Adapun puncak perayaan Waisak di Candi Mendut berupa kirab oleh umat Buddha. Para biksu akan berjalan kaki menuju ke Candi Borobudur dengan memercikkan air suci dan bunga mawar putih ke arah umat dan warga di sepanjang jalan.
Candi Muaro Jambi
3. Candi Muaro Jambi
Pulau Sumatra juga memiliki candi bernama Candi Muaro Jambi yang merupakan perpaduan antara Hindu dan Buddha. Berdasarkan catatan sejarah, Candi Muaro Jambi merupakan tempat peribadatan dan belajar agama Buddha. Hal ini diperkuat dengan corak buddhisme dan penemuan tulisan aksara Jawa Kuno pada bangunan candi.
Dalam buku Travelnatic Magazine Vol 2, dijelaskan bahwa kawasan Candi Muaro Jambi memiliki luas 155.269,58 hektare, atau sepuluh kali lipat lebih luas dari kawasan situs Borobudur. Terdapat 11 candi utama di kawasan Candi Muaro Jambi, tetapi diperkirakan masih terdapat 82 reruntuhan yang masih tertimbun.
4. Klenteng Kwan Sing Bio
Klenteng Kwan Sing Bio berlokasi di Jalan Martadinata No.1, Karangsari, Tuban, Jawa Timur. Klenteng ini menjadi salah satu destinasi yang wajib dikunjungi saat libur Hari Raya Waisak karena merupakan klenteng terbesar se-Asia Tenggara dengan luas area 4-5 hektare.

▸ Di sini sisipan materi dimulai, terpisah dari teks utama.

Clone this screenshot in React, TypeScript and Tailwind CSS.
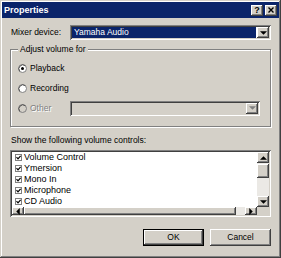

Klenteng Kwan Sing Bio juga semakin menarik dengan adanya kepiting raksasa di atas gerbang klenteng. Selain itu, di klenteng ini juga terdapat patung Dewa Kwan Sing Tee Koen setinggi 30 meter. Patung tersebut tercatat sebagai patung panglima perang tertinggi di Asia Tenggara oleh Museum Rekor Indonesia (MURI).
5. Maha Vihara Mojopahit
Maha Vihara Mojopahit berada di Desa Bejijong, Kecamatan Trowulan, Mojokerto, Jawa Timur. Vihara ini memiliki patung Buddha tidur terbesar ketiga di Asia Tenggara.
Patung tersebut memiliki panjang 22 meter, lebar 6 meter, dan tinggi 4,5 meter. Patung raksasa tersebut menggambarkan wafatnya Siddharta Gautama dan dibangun menghadap ke arah Selatan (kiblat umat Buddha).
Patung yang terlihat mewah dengan lapisan cat kuning keemasan ini semakin sakral karena terdapat relief perjalanan Buddha dalam mengajarkan dharma. Patung tersebut juga menggambarkan ajaran hukum sebab-akibat (karma).
6. Pulau Kemaro
Pulau Kemaro berjarak sekitar 6 km dari Jembatan Ampera. Terdapat klenteng Hok Tjing Rio dan Pagoda sembilan lantai di tengah-tengah Pulau Kemaro.
Selain itu, di pulau ini juga terdapat makam Tan Bun An (Pangeran) dan Siti Fatimah (Putri) yang saling berdampingan. Kisah cinta mereka konon menjadi legenda terbentuknya pulau ini.
7. Vihara Ksitigarbha Bodhisattva
Vihara Ksitigarbha Bodhisattva atau yang lebih dikenal dengan Vihara Seribu Patung berada di Jalan Asia Afrika KM 14, Tanjung Pinang. Sesuai namanya, di sini terdapat 580 patung yang menjadi daya tarik utama.
Sekilas, patung tersebut tampak sama, tetapi nyatanya patung tersebut memiliki tinggi berbeda, sekitar 1,7-2 meter serta memiliki ekspresi wajah yang berbeda-beda. Umat Buddha kerap menyebutnya sebagai Thousand Faces of Buddha.